More serious yet has been his overreliance in the past decade on a property and credit market-led economic-growth model.

That has produced a bubble in those sectors that the Bank for International Settlements estimates exceeds the corresponding bubble that preceded Japan’s lost economic decade in the 1990s.

A recent slew of poor economic data suggests China’s property and credit market bubble has burst and the economy is in deep trouble.

Indeed, the country is now experiencing deflation and its youth unemployment rate has skyrocketed to more than 20%.

Meanwhile, its property developers are defaulting on their loans, house prices are falling, and the local governments are experiencing large budget deficits as a result of slumping land sales.

Once-giant developer Evergrande just filed for US bankruptcy protection as it finishes its debt restructuring, and Beijing is expected to cut prime interest rates Monday.

This hardly bodes well for the Chinese economy in the decade ahead, especially since with a declining population thanks to its earlier one-child policy, it’s difficult to see how China can grow its way out of its private-sector-debt mountain.

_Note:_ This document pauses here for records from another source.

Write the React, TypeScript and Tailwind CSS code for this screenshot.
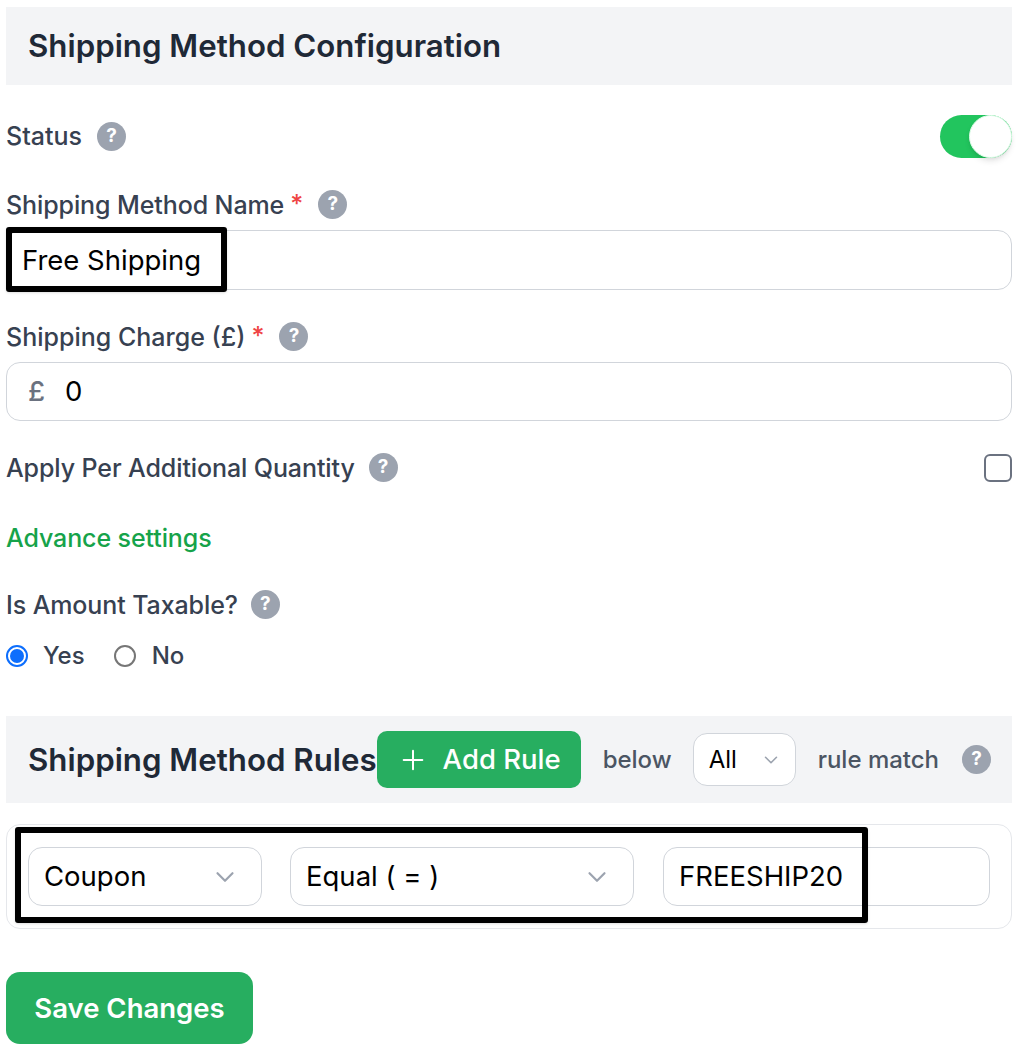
import { ChevronDown, Plus } from "lucide-react";

const labelClasses = "text-[25px] leading-[32px] font-medium tracking-[-0.1px] text-[#374151]";
const fieldClasses = "rounded-[14px] border border-[#d1d5db] bg-white";
const starClasses = "ml-[6px] text-[25px] font-medium text-[#ef4444]";

function Help() {
  return (
    <span className="flex size-[29px] shrink-0 items-center justify-center rounded-full bg-[#9ca3af] text-[19px] font-bold text-white">
      ?
    </span>
  );
}

function Select({ label, className }: { label: string; className: string }) {
  return (
    <div className={`flex h-[59px] items-center justify-between pr-[21px] pl-[15px] text-[27.5px] text-black ${fieldClasses} ${className}`}>
      <span className="pt-[1px]">{label}</span>
      <ChevronDown size={30} strokeWidth={1.75} className="text-[#9ca3af]" />
    </div>
  );
}

export default function App() {
  return (
    <main className="relative flex h-[1050px] w-[1018px] flex-col overflow-hidden bg-white px-[6px] pt-[7px] font-['Inter',sans-serif]">
      <header className="flex h-[78px] shrink-0 items-center bg-[#f3f4f6] px-[22px]">
        <h1 className="pt-[1px] text-[31.25px] font-semibold text-[#1f2937]">Shipping Method Configuration</h1>
      </header>

      <div className="mt-[29px] flex h-[44px] items-center justify-between">
        <div className="flex items-center gap-[15px]">
          <span className="text-[25px] leading-[32px] font-medium text-[#374151]">Status</span>
          <Help />
        </div>
        <div className="flex h-[43px] w-[72px] justify-end rounded-full bg-[#22c55e]">
          <div className="size-[43px] rounded-full border border-[#dcfce7] bg-white shadow-md" />
        </div>
      </div>

      <div className="mt-[32px] flex h-[29px] items-center">
        <span className={labelClasses}>Shipping Method Name</span>
        <span className={starClasses}>*</span>
        <span className="ml-[15px]">
          <Help />
        </span>
      </div>
      <div className={`mt-[11px] flex h-[60px] items-center px-[15px] pt-[1px] text-[27.5px] text-black ${fieldClasses}`}>Free Shipping</div>

      <div className="mt-[32px] flex h-[29px] items-center">
        <span className="text-[25px] leading-[32px] font-medium text-[#374151]">Shipping Charge (£)</span>
        <span className={starClasses}>*</span>
        <span className="ml-[15px]">
          <Help />
        </span>
      </div>
      <div className={`mt-[11px] flex h-[59px] items-center px-[21px] pt-[1px] text-[27.5px] ${fieldClasses}`}>
        <span className="font-medium text-[#6b7280]">£</span>
        <span className="ml-[20px] text-black">0</span>
      </div>

      <div className="mt-[32px] flex h-[29px] items-center justify-between">
        <div className="flex items-center gap-[14px]">
          <span className={labelClasses}>Apply Per Additional Quantity</span>
          <Help />
        </div>
        <div className="size-[28px] rounded-[6px] border-2 border-[#6b7280] bg-white" />
      </div>

      <a className="mt-[40px] h-[32px] text-[25px] leading-[32px] font-medium tracking-[-0.1px] text-[#16a34a]">Advance settings</a>

      <div className="mt-[36px] flex h-[29px] items-center gap-[13px]">
        <span className={labelClasses}>Is Amount Taxable?</span>
        <Help />
      </div>

      <div className="mt-[23px] flex h-[28px] items-center text-[24px] font-medium text-[#374151]">
        <span className="flex size-[22px] items-center justify-center rounded-full border-2 border-[#0d6efd]">
          <span className="size-[14px] rounded-full bg-[#0d6efd]" />
        </span>
        <span className="ml-[15px]">Yes</span>
        <span className="ml-[29px] size-[22px] rounded-full border-2 border-[#767676]" />
        <span className="ml-[16px]">No</span>
      </div>

      <section className="mt-[46px] flex h-[87px] shrink-0 items-center bg-[#f3f4f6] pr-[21px] pl-[22px]">
        <h2 className="pt-[1px] text-[31.25px] font-semibold whitespace-nowrap text-[#1f2937]">Shipping Method Rules</h2>
        <button className="flex h-[57px] w-[204px] shrink-0 items-center justify-center gap-[14px] rounded-[10px] bg-[#27ae60] text-[27.5px] font-medium text-white">
          <Plus size={32} strokeWidth={1.5} />
          <span className="pt-[1px]">Add Rule</span>
        </button>
        <span className="ml-[22px] text-[24px] font-medium text-[#4b5563]">below</span>
        <div className={`ml-[21px] flex h-[53px] w-[103px] items-center justify-between pr-[13px] pl-[15px] text-[24px] text-black ${fieldClasses}`}>
          <span>All</span>
          <ChevronDown size={22} strokeWidth={1.75} className="text-[#9ca3af]" />
        </div>
        <span className="ml-[22px] text-[24px] font-medium text-[#4b5563]">rule match</span>
        <span className="ml-auto">
          <Help />
        </span>
      </section>

      <section className="mt-[21px] flex h-[105px] shrink-0 items-center rounded-[14px] border border-[#e5e7eb] px-[21px]">
        <Select label="Coupon" className="w-[234px]" />
        <Select label="Equal ( = )" className="ml-[28px] w-[344px]" />
        <div className={`ml-[29px] flex h-[59px] flex-1 items-center px-[15px] pt-[1px] text-[27.5px] text-black ${fieldClasses}`}>FREESHIP20</div>
      </section>

      <button className="mt-[43px] h-[72px] w-[247px] shrink-0 rounded-[14px] bg-[#27ae60] pt-[1px] text-[27.5px] font-semibold text-white">Save Changes</button>

      <div className="pointer-events-none absolute top-[227px] left-[6px] h-[65px] w-[221px] rounded-[3px] border-[6px] border-black shadow-sm" />
      <div className="pointer-events-none absolute top-[827px] left-[15px] h-[96px] w-[853px] rounded-[3px] border-[6px] border-black shadow-sm" />
    </main>
  );
}
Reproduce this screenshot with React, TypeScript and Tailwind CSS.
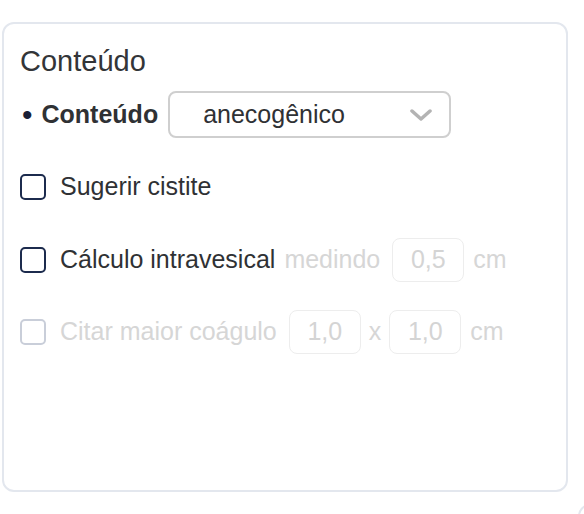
const Checkbox = ({ disabled }: { disabled?: boolean }) => (
  <span
    className={
      "inline-block h-[26px] w-[26px] shrink-0 rounded-[5px] border-2 " +
      (disabled ? "border-[#c9ced9]" : "border-[#1c2b4d]")
    }
  />
);

const NumBox = ({ value }: { value: string }) => (
  <span className="flex h-[44px] w-[72px] items-center justify-center rounded-[8px] border border-[#ededed] text-[#d4d4d4]">
    {value}
  </span>
);

const App = () => {
  return (
    <div
      className="h-[514px] w-[584px] overflow-hidden bg-white pl-[2px] pt-[22px] text-[25px] text-[#2f3134]"
      style={{ fontFamily: '"Liberation Sans", Arial, sans-serif' }}
    >
      <div className="h-[470px] w-[566px] rounded-[12px] border-2 border-[#e3e7ee] px-[16px] pt-[20px]">
        <h2 className="text-[29px] leading-[34px] text-[#333538]">Conteúdo</h2>

        <div className="mt-[13px] flex h-[47px] items-center">
          <span className="ml-[2px] text-[30px] leading-none text-[#1a1f36]">•</span>
          <span className="ml-[9px] font-bold">Conteúdo</span>
          <div className="ml-[10px] flex h-[47px] w-[283px] items-center justify-between rounded-[8px] border-2 border-[#cfcfcf] pl-[33px] pr-[17px]">
            <span>anecogênico</span>
            <svg width="22" height="14" viewBox="0 0 22 14" fill="none">
              <path d="M2 3 L11 11 L20 3" stroke="#b3b3b3" strokeWidth="3.5" strokeLinecap="round" strokeLinejoin="round" />
            </svg>
          </div>
        </div>

        <div className="mt-[27px] flex h-[44px] items-center gap-[14px]">
          <Checkbox />
          <span>Sugerir cistite</span>
        </div>

        <div className="mt-[29px] flex h-[44px] items-center">
          <Checkbox />
          <span className="ml-[14px]">Cálculo intravesical</span>
          <span className="ml-[9px] text-[#d6d6d6]">medindo</span>
          <span className="ml-[12px]">
            <NumBox value="0,5" />
          </span>
          <span className="ml-[9px] text-[#d6d6d6]">cm</span>
        </div>

        <div className="mt-[28px] flex h-[44px] items-center text-[#d6d6d6]">
          <Checkbox disabled />
          <span className="ml-[14px]">Citar maior coágulo</span>
          <span className="ml-[12px]">
            <NumBox value="1,0" />
          </span>
          <span className="ml-[8px]">x</span>
          <span className="ml-[8px]">
            <NumBox value="1,0" />
          </span>
          <span className="ml-[9px]">cm</span>
        </div>
      </div>

      <div className="ml-[576px] mt-[12px] h-[40px] w-[200px] rounded-[12px] border-2 border-[#e3e7ee]" />
    </div>
  );
};

export default App;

Even before his economically disastrous invasion of Ukraine, Vladimir Putin had reduced Russia to a kleptocratic and sclerotic economy overly dependent on natural-gas exports to Europe.

As underlined by the ruble’s plunge over the past year from a little more than 50 to the dollar to around 100 to the dollar, the Ukraine war, together with the associated draconian Western economic sanctions, is putting the country well on the road to bankruptcy — in much the same way the Soviet Union’s Afghanistan war contributed to its unraveling in the late 1980s.

Turkey offers yet another example of strongman rule ending in economic tears.

Recep Tayyip Erdogan’s stranglehold on political power and his neutering of the country’s economic institutions have allowed him to pursue his harebrained idea that lower interest rates are the right policy prescription to combat high inflation.

It is little wonder then while our country’s inflation has declined to 3% and the dollar remains strong, Turkey’s inflation has surged to almost 60% and its currency has lost around a third of its value.

It must be only a matter of time before Erdogan has his day of economic reckoning.

All this is to say that before grumbling about our economy’s performance, we should be grateful that despite all its imperfections, our democratic and free-market economic system allows our country to continue to be the high-tech innovative envy of the world that offers its citizens a continually rising standard of living.